Published online by Cambridge University Press: 05 November 2011
As irrigation development in the Third World has proceeded over the past several decades, two problems have emerged. The first is an increasingly severe shortage of funds to operate and maintain the irrigation facilities and to rehabilitate and modernise old systems. The need for such funds has grown in conjunction with the increase in irrigated area resulting from the continued investment in irrigation. As the fiscal and debt problems of the 1980s have thrust themselves on many Third World nations, governments have encountered particularly severe difficulties in providing the needed funds.
The second pervasive problem of irrigation has been poor overall performance relative to expectations. These performance difficulties are generally attributed to deficiencies in irrigation management. Many of the deficiencies involve unsatisfactory procedures for operation and maintenance; however, some of these problems can in turn be traced to deficiencies in the investment process of planning, design and construction.

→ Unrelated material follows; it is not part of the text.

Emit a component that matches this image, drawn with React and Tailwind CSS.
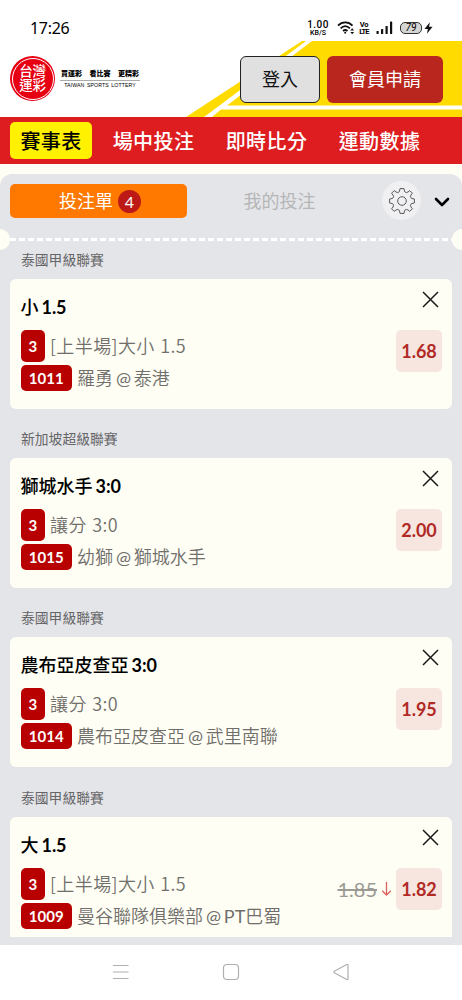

These two problems are related in one obvious way: inadequate funding for recurrent costs may make it impossible for an irrigation agency to operate and maintain the facilities in a satisfactory fashion. But the two problems are also related in a more subtle fashion. A government's policies for irrigation financing can affect the relationships among the various actors of an irrigation system and have a profound effect on their behaviour. Methods of financing recurrent costs of irrigation can thereby affect the quality of irrigation management and this in turn affects farmer investment and field management.